C’est ce contexte général où les objets d’inquiétude ne manquent pas, en raison de l’aggravation, sur le plan intérieur, de la crise politique, économique et sociale, et, sur le plan extérieur, de la détérioration de la situation sécuritaire dans la Libye voisine, qu’il faut situer toutes ces déclarations qui traduisent, chez le chef de l’Etat, une volonté de se rassurer et de rassurer les Tunisiens sur la capacité de l’Etat à préserver la paix et la sécurité civiles.

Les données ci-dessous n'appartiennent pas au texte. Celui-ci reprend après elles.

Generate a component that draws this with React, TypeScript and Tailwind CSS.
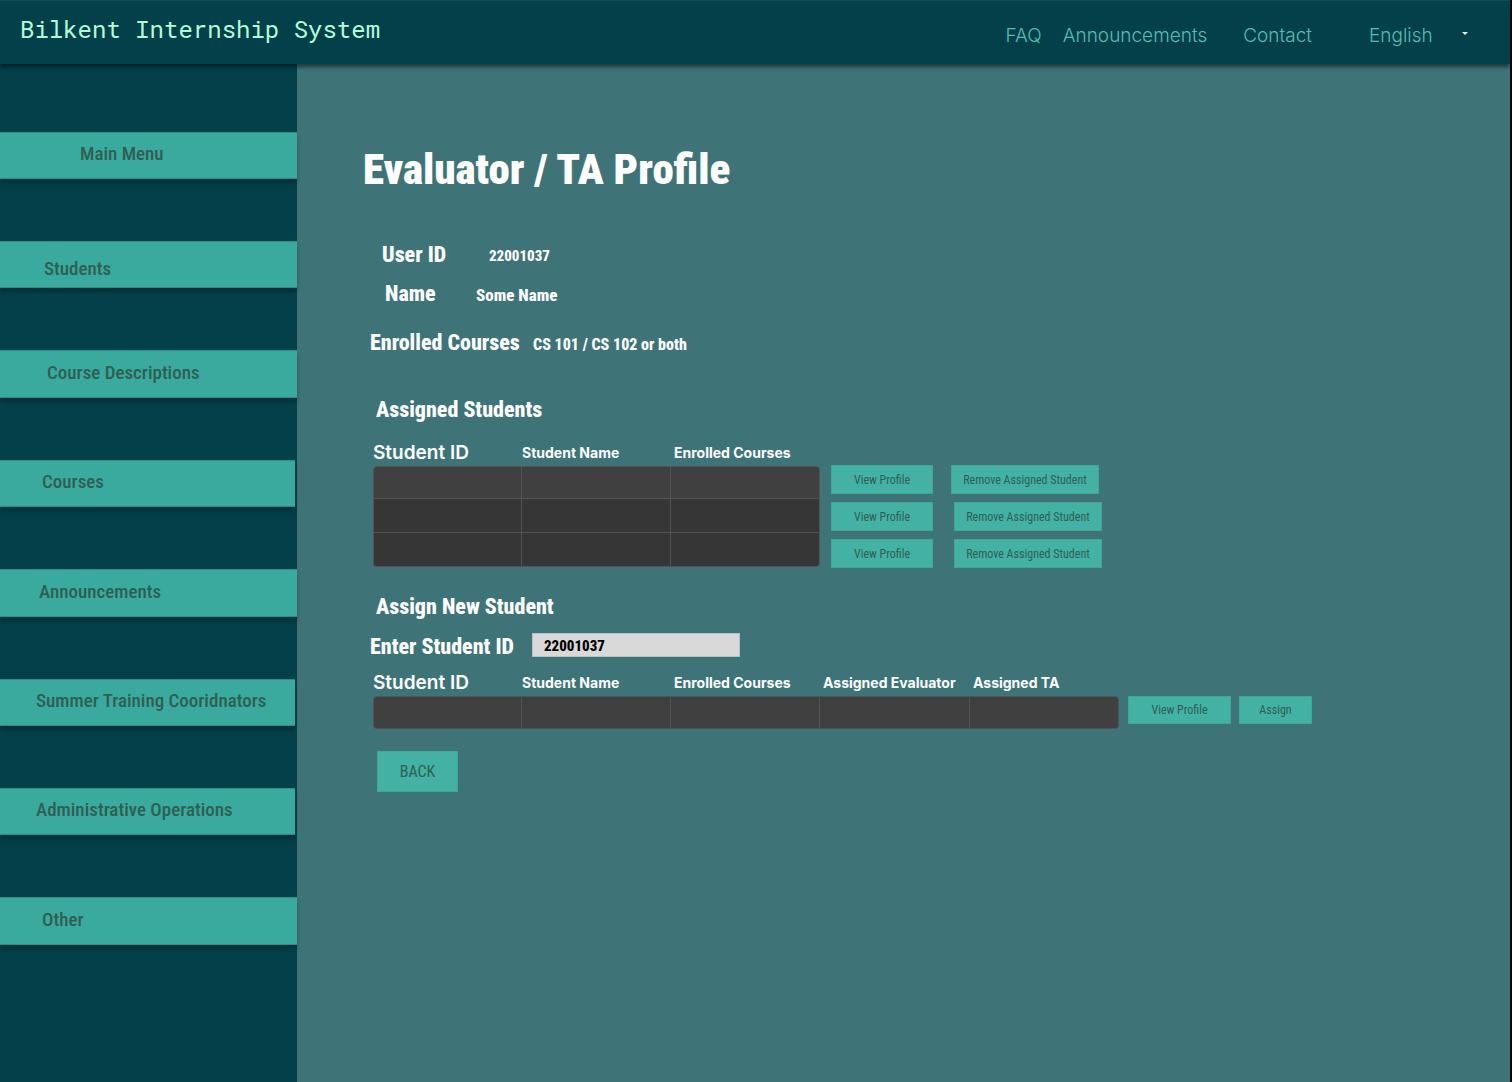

Mais le problème c’est qu’en cherchant à se rassurer lui-même, en s’affichant à chaque fois tapageusement avec les forces armées et sécuritaires, M. Saïed ne manque pas d’alimenter les craintes de ses opposants, et pas seulement ceux réunis au sein du Front national du salut (FNS), qui l’accusent d’accaparer tous les pouvoirs dans le pays et de poursuivre son projet de mise en place d’une dictature qui ne dit pas son nom. Acte manqué ou acte délibéré visant à impressionner et à intimider ses opposants ?
Hésitations, lenteurs, rigidités et colères
Le chef de l’Etat a beau continuer à clamer sa détermination à respecter les règles de la démocratie, les droits de l’homme et la liberté d’expression et de presse, il a de plus en plus mal à rassurer, car ses faits et gestes trahissent, ne fut-ce que par leur agressivité et leur unilatéralité, une tentation autoritaire incompatible avec ses prétentions démocratiques.
D’où l’atmosphère de tension et de fin règne qui obscurcit l’horizon, sème les doutes et les suspicions et alimente de légitimes inquiétudes chez beaucoup de Tunisiens, pas nécessairement opposés à M. Saïed, et les partenaires internationaux de notre pays, qui ne voient vraiment pas où le locataire du palais de Carthage est en train de mener son pays. D’autant que ce dernier, par ses hésitations, ses lenteurs, ses rigidités et ses colères, qui sont les principales marques de son règne, ne donne pas l’impression de bien tenir les rênes du pouvoir et de savoir lui-même où il est en train de mener le pays.